In 2011, a decision to allow distribution of emergency contraceptives to very young girls might have sparked a firestorm of criticism from anti-abortion groups. And it might have made it more difficult for the president, politically, when it came to other battles over contraception, including an effort to require some religious institutions to provide contraception free of charge.
By appealing the judge’s ruling, Mr. Obama’s Justice Department is essentially renewing the objections that Ms. Sebelius — backed by the president — had more than a year ago. In recent weeks, conservative groups had urged the Justice Department to appeal the judge’s ruling so that the contraception would not be available to very young girls.
On Wednesday, a Justice Department official said the appeal would concentrate on the two areas where the department believes the judge overstepped his legal authority.
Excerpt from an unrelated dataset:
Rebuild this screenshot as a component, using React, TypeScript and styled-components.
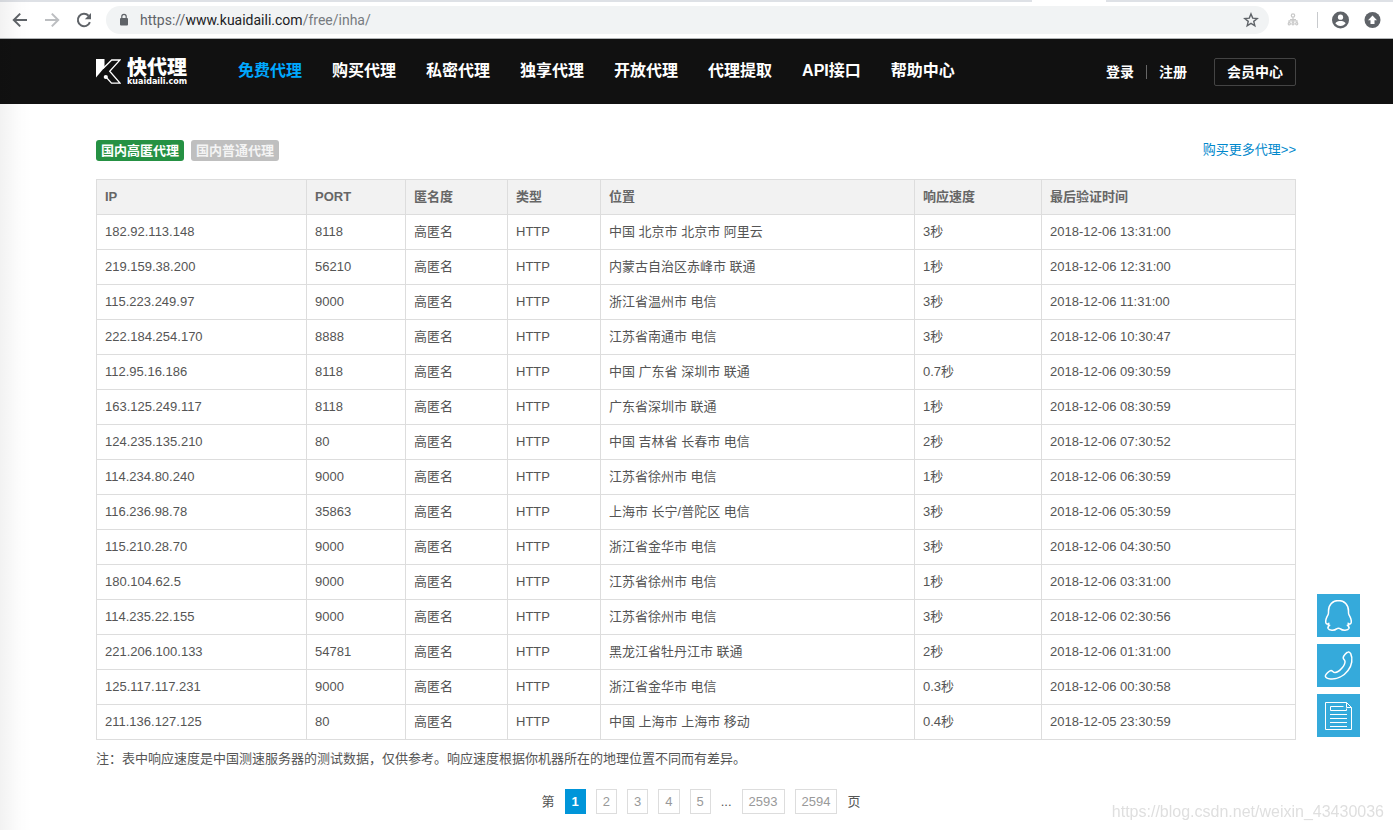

The official also said the White House had not been involved in the decision of whether to appeal Judge Korman’s ruling.
“This is a decision that the Justice Department is making in representing our client: F.D.A.,” the official said. “This is not a political decision. It’s not had White House intervention or involvement. This in our judgment is the right legal step to take in this case.”
Officials at the White House declined to comment on Wednesday, referring all calls to the Justice Department. A spokesman for Ms. Sebelius also referred questions to Justice, saying it was an “ongoing legal matter.”
The Justice Department official said the lawsuit before Judge Korman referred only to Plan B, the earliest morning-after pill, which is a two-pill dose of a drug called levonorgestrel. There are also two generic versions of Plan B.
And there is a newer single-pill version, called Plan B One-Step, which is the product that the F.D.A. this week made available over the counter to girls as young as 15. While scientists say the one- and two-pill versions are essentially identical, the Justice Department official said its appeal was not just a semantic matter.
“It is a deeply held belief on the part of F.D.A., when two different drugs are at issue, that F.D.A. has to keep those two different drugs separate,” the official said.